Une cinquantaine de riverains a ainsi mis en jeu la responsabilité de l’Etat pour carence fautive dans la gestion de ce dossier en raison de son défaut de surveillance sur l’installation classée. Cette action a été admise par la Cour administrative d’appel de Douai (CAA Douai, 23 mai 2024, n° 22DA00216 et autres : JAC n° 238, juin 2024, note B. Rolland, https://www.jac.cerdacc.uha.fr/metaleurop-le-retour-b-rolland/). La Cour condamne l’Etat à verser le chiffre global d’environ 1.200.000 € aux riverains en réparation de la perte de valeur immobilière et de la perte de jouissance de leurs biens.

Cependant, le Conseil d’Etat a cassé l’une de ces décisions (CE, 24 juillet 2025, n°496331, Ministère de la transition écologique et de la cohésion des territoires, https://www.conseil-etat.fr/fr/arianeweb/CE/decision/2025-07-24/496331, cassant CAA Douai, 23 mai 2024, n° 22DA00216. – Il semble y avoir eu désistement des pourvois formés contre les autres décisions de la CAA de Douai).
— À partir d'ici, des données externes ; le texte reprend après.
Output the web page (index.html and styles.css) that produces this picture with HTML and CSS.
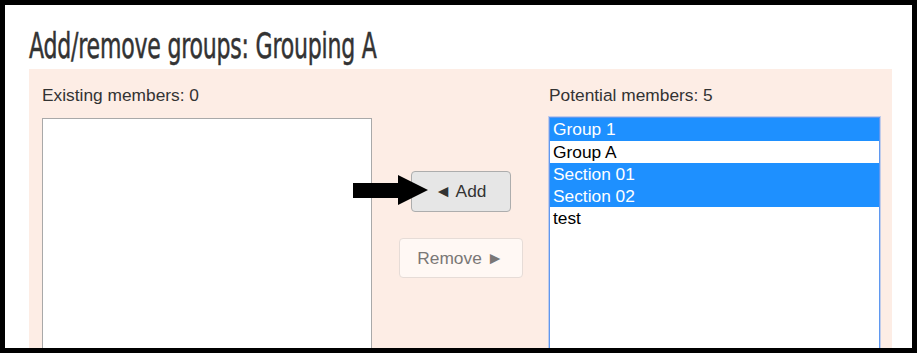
FILE: index.html
```html
<!DOCTYPE html>
<html>
<head>
<meta charset="utf-8">
<link rel="stylesheet" href="styles.css">
</head>
<body>
<div class="frame">
  <div class="title-row"><h2 class="title">Add/remove groups: Grouping A</h2></div>
  <div class="panel">
    <div class="col">
      <div class="label">Existing members: 0</div>
      <div class="listbox"></div>
    </div>
    <div class="mid">
      <button class="btn btn-add">◄ Add</button>
      <button class="btn btn-remove" disabled>Remove ►</button>
    </div>
    <div class="col">
      <div class="label">Potential members: 5</div>
      <div class="listbox focused">
        <div class="opt sel">Group 1</div>
        <div class="opt">Group A</div>
        <div class="opt sel">Section 01</div>
        <div class="opt sel">Section 02</div>
        <div class="opt">test</div>
      </div>
    </div>
  </div>
  <svg class="pointer" width="76" height="32" viewBox="0 0 76 32">
    <polygon points="0,9 45,9 45,1 75,16 45,31 45,24 0,24" fill="#000"/>
  </svg>
</div>
</body>
</html>
```
FILE: styles.css
```css
html, body {
  margin: 0;
  padding: 0;
  background: #000;
}
.frame {
  position: relative;
  width: 917px;
  height: 353px;
  box-sizing: border-box;
  border: 5px solid #000;
  background: #fff;
  overflow: hidden;
  padding-left: 24px;
}
.title-row {
  height: 64px;
  box-sizing: border-box;
  padding-top: 21px;
}
.title {
  margin: 0;
  display: inline-block;
  font-family: "DejaVu Sans Condensed", "DejaVu Sans", sans-serif;
  font-weight: normal;
  font-size: 35px;
  line-height: 40px;
  color: #333;
  transform: scaleX(0.7);
  transform-origin: left center;
  white-space: nowrap;
  letter-spacing: -0.3px;
  -webkit-text-stroke: 0.5px #333;
}
.panel {
  width: 863px;
  height: 300px;
  box-sizing: border-box;
  background: #fdede5;
  padding: 16px 12px 0 13px;
  display: grid;
  grid-template-columns: 330px 177px 331px;
  align-items: start;
  font-family: "Liberation Sans", Arial, sans-serif;
  font-size: 17.33px;
  color: #333;
}
.label {
  line-height: 20px;
  height: 20px;
  margin-bottom: 13px;
}
.listbox {
  height: 260px;
  background: #fff;
  border: 1px solid #a9a9a9;
  box-sizing: border-box;
}
.focused {
  border: 1px solid #5f98f0;
  box-shadow: 0 0 0 1px rgba(120, 165, 240, 0.45);
  margin-top: -1px;
}
.opt {
  height: 22px;
  line-height: 22px;
  padding-left: 3px;
  color: #000;
  white-space: nowrap;
}
.opt:first-child {
  height: 23px;
}
.opt.sel {
  background: #1e90ff;
  color: #fff;
}
.mid {
  padding-top: 86px;
  display: flex;
  flex-direction: column;
  align-items: center;
  gap: 26px;
}
.btn {
  font-family: "Liberation Sans", Arial, sans-serif;
  font-size: 17.33px;
  border-radius: 4px;
  box-sizing: border-box;
  padding: 0;
  margin: 0;
}
.btn-add {
  width: 100px;
  height: 41px;
  background: #e6e6e6;
  border: 1px solid #adadad;
  color: #333;
}
.btn-remove {
  width: 124px;
  height: 40px;
  background: #fff8f4;
  border: 1px solid #e6dcd7;
  color: #7a7776;
}
.pointer {
  position: absolute;
  left: 348px;
  top: 169px;
}
```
Le Conseil décide qu’il appartient à l’Etat, dans l’exercice de ses pouvoirs de police en matière d’ICPE, d’assurer la protection des intérêts garantis par le code de l’environnement ; d’exercer une mission de contrôle sur cette installation en veillant au respect des prescriptions imposées à l’exploitant et en adaptant la fréquence et la nature des visites à la nature et à la dangerosité de l’installation ; enfin de tenir compte des indications dont l’Etat dispose sur les facteurs de risques particuliers ou les manquements commis par l’exploitant. Il prend soin de rappeler en l’espèce les prescriptions et contrôles successifs concernant les rejets canalisés ou diffus auxquels l’administration s’est livrée entre 1934 et 2003. Mais il reproche à la CAA de ne pas avoir caractérisé les manquements que l’administration aurait commis dans l’encadrement de l’installation, compte tenu des connaissances dont elle pouvait disposer, au regard des risques qu’il lui incombait de prévenir.

La décision de la Cour de renvoi était attendue avec impatience, mais elle n’interviendra pas puisque les parties se sont désistées aussi …
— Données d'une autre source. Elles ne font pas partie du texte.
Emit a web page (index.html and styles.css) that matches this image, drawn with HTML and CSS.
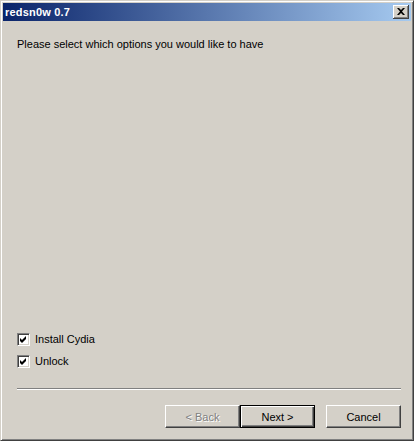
FILE: index.html
```html
<!DOCTYPE html>
<html lang="en">
<head>
  <meta charset="UTF-8">
  <title>redsn0w 0.7</title>
  <link rel="stylesheet" href="styles.css">
</head>
<body>
  <div class="window">
    <div class="titlebar">
      <span class="title">redsn0w 0.7</span>
      <button class="close" aria-label="Close">
        <svg width="8" height="7" viewBox="0 0 8 7"><path d="M0 0h2l2 2 2-2h2L5 3.5 8 7H6L4 5 2 7H0l3-3.5z" fill="#000"/></svg>
      </button>
    </div>

    <div class="content">
      <p class="intro">Please select which options you would like to have</p>
      <div class="spacer"></div>

      <div class="options">
        <label class="option">
          <span class="check"><svg width="7" height="7" viewBox="0 0 7 7"><path d="M0 2l2 2 4-4v3L2 7 0 5z" fill="#000"/></svg></span>
          Install Cydia
        </label>
        <label class="option">
          <span class="check"><svg width="7" height="7" viewBox="0 0 7 7"><path d="M0 2l2 2 4-4v3L2 7 0 5z" fill="#000"/></svg></span>
          Unlock
        </label>
      </div>

      <div class="separator"></div>

      <div class="buttons">
        <button class="btn disabled">&lt; Back</button>
        <button class="btn default">Next &gt;</button>
        <button class="btn cancel">Cancel</button>
      </div>
    </div>
  </div>
</body>
</html>
```

FILE: styles.css
```css
* { box-sizing: border-box; margin: 0; padding: 0; }
body {
  font-family: 'Liberation Sans', Arial, sans-serif;
  font-size: 11px;
  color: #000;
  background: #d4d0c8;
}
.window {
  width: 414px;
  height: 441px;
  display: flex;
  flex-direction: column;
  background: #d4d0c8;
  border: 1px solid;
  border-color: #d4d0c8 #404040 #404040 #d4d0c8;
  box-shadow: inset 1px 1px #fff, inset -1px -1px #808080;
  padding: 2px;
}
.titlebar {
  height: 18px;
  display: flex;
  align-items: center;
  justify-content: space-between;
  padding: 0 2px 0 2px;
  background: linear-gradient(to right, #0a246a, #a6caf0);
}
.title {
  color: #fff;
  font-weight: bold;
  font-size: 11px;
  letter-spacing: 0.2px;
}
.close {
  width: 16px;
  height: 14px;
  display: flex;
  align-items: center;
  justify-content: center;
  background: #d4d0c8;
  border: none;
  box-shadow: inset -1px -1px #404040, inset 1px 1px #fff, inset -2px -2px #808080;
  padding: 0 1px 1px 0;
}
.content {
  flex: 1;
  display: flex;
  flex-direction: column;
  padding: 17px 10px 10px 14px;
}
.intro {
  line-height: 13px;
}
.spacer {
  flex: 1;
}
.options {
  display: flex;
  flex-direction: column;
  gap: 9px;
}
.option {
  display: flex;
  align-items: center;
  gap: 5px;
  height: 13px;
  line-height: 13px;
}
.check {
  width: 13px;
  height: 13px;
  display: flex;
  align-items: center;
  justify-content: center;
  background: #fff;
  border: 1px solid;
  border-color: #808080 #fff #fff #808080;
  box-shadow: inset 1px 1px #404040, inset -1px -1px #d4d0c8;
}
.separator {
  margin-top: 20px;
  height: 2px;
  border-top: 1px solid #808080;
  border-bottom: 1px solid #fff;
}
.buttons {
  display: flex;
  justify-content: flex-end;
  margin-top: 15px;
}
.btn {
  width: 75px;
  height: 23px;
  font-family: 'Liberation Sans', Arial, sans-serif;
  font-size: 11px;
  color: #000;
  background: #d4d0c8;
  border: 1px solid;
  border-color: #fff #404040 #404040 #fff;
  box-shadow: inset -1px -1px #808080;
}
.btn.default {
  border: 1px solid #000;
  box-shadow: inset 1px 1px #fff, inset -1px -1px #404040, inset -2px -2px #808080;
}
.btn.disabled {
  color: #808080;
  text-shadow: 1px 1px #fff;
}
.btn.cancel {
  margin-left: 11px;
}
```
Faut-il voir dans tous ces désistements la reconnaissance implicite de la responsabilité de l’Etat ? En effet, la ministre chargée de l’environnement avait annoncé à plusieurs reprises (voir not. Rép. Min. à une question écrite, JO 25 février 2025, p. 1243,  https://www.assemblee-nationale.fr/dyn/17/questions/QANR5L17QE47) que l’Etat n’entendait pas remettre en cause les indemnisations prononcées par la CAA de Douai et leur versement aux victimes ! Le Conseil d’Etat a même dû en tenir compte dans sa décision en indiquant que cette attitude ne pouvait être regardée comme un désistement du pourvoi. Dans cette affaire, l’administration se reconnaît « responsable mais pas coupable », selon un aphorisme fameux.
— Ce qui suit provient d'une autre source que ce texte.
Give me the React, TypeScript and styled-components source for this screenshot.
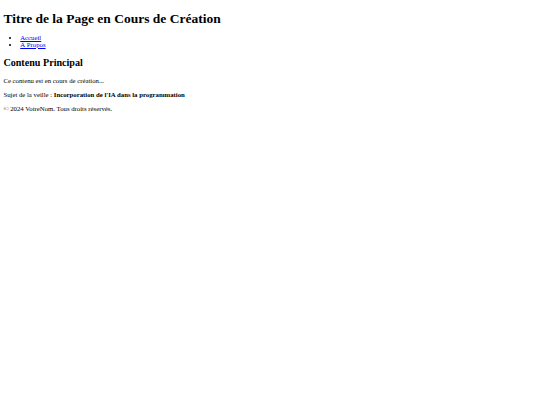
import React from 'react';
import styled, { createGlobalStyle } from 'styled-components';

// The reference is a 1280px-wide page shown at 540px: every default
// size below is the browser default times 0.421875.
const GlobalStyle = createGlobalStyle`
  html, body {
    background: #ffffff;
  }
  body {
    margin: 1.5px 3.375px 3.375px;
    color: #000000;
    font-family: "Liberation Serif", "Times New Roman", serif;
    font-size: 6.75px;
  }
`;

const Title = styled.h1`
  font-size: 13.5px;
  font-weight: bold;
  margin: 9px 0 7px;
`;

const NavList = styled.ul`
  margin: 6.75px 0;
  padding-left: 16.875px;
  list-style: disc;
`;

const NavLink = styled.a`
  color: #0000ee;
  text-decoration: underline;
`;

const SectionTitle = styled.h2`
  font-size: 10.125px;
  font-weight: bold;
  margin: 9.5px 0 9.4px;
`;

const Paragraph = styled.p`
  margin: 6.75px 0;
`;

const links = [
  { label: 'Accueil', href: '#accueil' },
  { label: 'À Propos', href: '#a-propos' },
];

const App = () => {
  return (
    <>
      <GlobalStyle />
      <header>
        <Title>Titre de la Page en Cours de Création</Title>
        <nav>
          <NavList>
            {links.map((link) => (
              <li key={link.href}>
                <NavLink href={link.href}>{link.label}</NavLink>
              </li>
            ))}
          </NavList>
        </nav>
      </header>
      <main>
        <SectionTitle>Contenu Principal</SectionTitle>
        <Paragraph>Ce contenu est en cours de création...</Paragraph>
        <Paragraph>
          Sujet de la veille : <strong>Incorporation de l'IA dans la programmation</strong>
        </Paragraph>
      </main>
      <footer>
        <Paragraph>© 2024 VotreNom. Tous droits réservés.</Paragraph>
      </footer>
    </>
  );
};

export default App;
Par conséquent, la question de savoir s’il est possible de reprocher à l’Etat un manquement dans la surveillance de l’ICPE exploitée par Metaleurop ne sera jamais tranchée ce qui est très regrettable. En effet, la Préfecture n’aurait-elle pas dû, au titre de ses obligations de surveillance de l’installation, ordonner la suspension provisoire de l’activité tant que les prescriptions administratives n’étaient pas respectées ? Dans les textes en vigueur à l’époque, le code de l’environnement prévoyait que, lorsqu’un inspecteur des installations classées constate l’inobservation par un exploitant des conditions qui lui sont imposées, le préfet met en demeure ce dernier de satisfaire à ces conditions dans un délai déterminé. Si à l’expiration du délai, l’exploitant n’a pas déféré à cette injonction, le préfet peut ordonner la consignation d’une somme, faire procéder d’office, aux frais de l’exploitant, à l’exécution des mesures prescrites et surtout suspendre le fonctionnement de l’installation, jusqu’à l’exécution des conditions imposées (C. env., art. L. 514-1, dans sa version en vigueur entre le 21 sept. 2000 et le 14 juillet 2010. – Auparavant, L. n°76-663 du 19 juillet 1976, art. 23. – Comp. aujourd’hui, art. L. 171-8). Or, la suspension administrative n’a jamais été requise en l’espèce, malgré la situation environnementale épouvantable et connue de tous …

 

2.- Les enseignements juridiques de la saga Metaleurop

A partir de cette affaire emblématique et très médiatisée dans les années 2000, il convient de constater l’impuissance du droit à faire valoir les enjeux environnementaux au cours d’une procédure collective. En effet, la conclusion de cette saga est d’une part que la société mère n’est pas responsable des dettes environnementales de sa filiale ; d’autre part, que l’Etat n’est pas responsable de défaillances dans sa surveillance du site industriel classé ICPE.

Alors que faire ? Est-ce la « faute à pas de chance » lorsqu’une entreprise industrielle pollue au-delà de l’admissible (à savoir les seuils de son autorisation préfectorale d’exploiter), au-delà même du raisonnable comme en l’espèce ? Il paraît difficile de s’y résoudre.

D’aucuns voient une solution dans la loi n° 2017-399 du 27 mars 2017 relative au devoir de vigilance des sociétés mères et des entreprises donneuses d’ordre (T. Duchesne, « Devoir de vigilance et droit des entreprises en difficulté : et si on y réfléchissait ? » : BJED mars-avril 2025, p. 5). Cette loi pourrait permettre d’agir contre une société mère qui manque à son devoir de vigilance sur sa filiale, placée ultérieurement en procédure collective. Mais comment est-il possible d’admettre qu’une société mère soit responsable d’un défaut de vigilance dans la conduite d’une filiale exploitant une ICPE alors même que l’Etat français n’est pas responsable d’un défaut de vigilance sur cette même activité ? Il paraît difficile de faire peser un devoir de vigilance plus important sur la société mère plutôt que sur les services de la DREAL qui, eux, sont chargés d’une mission de service public dans la surveillance des ICPE.

Plus que jamais, il convient de souhaiter que le droit français mette enfin en place une responsabilité claire et assumée des sociétés mères du fait de leurs filiales s’agissant des obligations environnementales (Voir les propositions de B. Rolland, « La responsabilité civile dans l’entreprise élargie » : in L’entreprise élargie et son droit, Ed. Mare Martin, coll. « Droit privé et sciences criminelles », 2020, p. 73).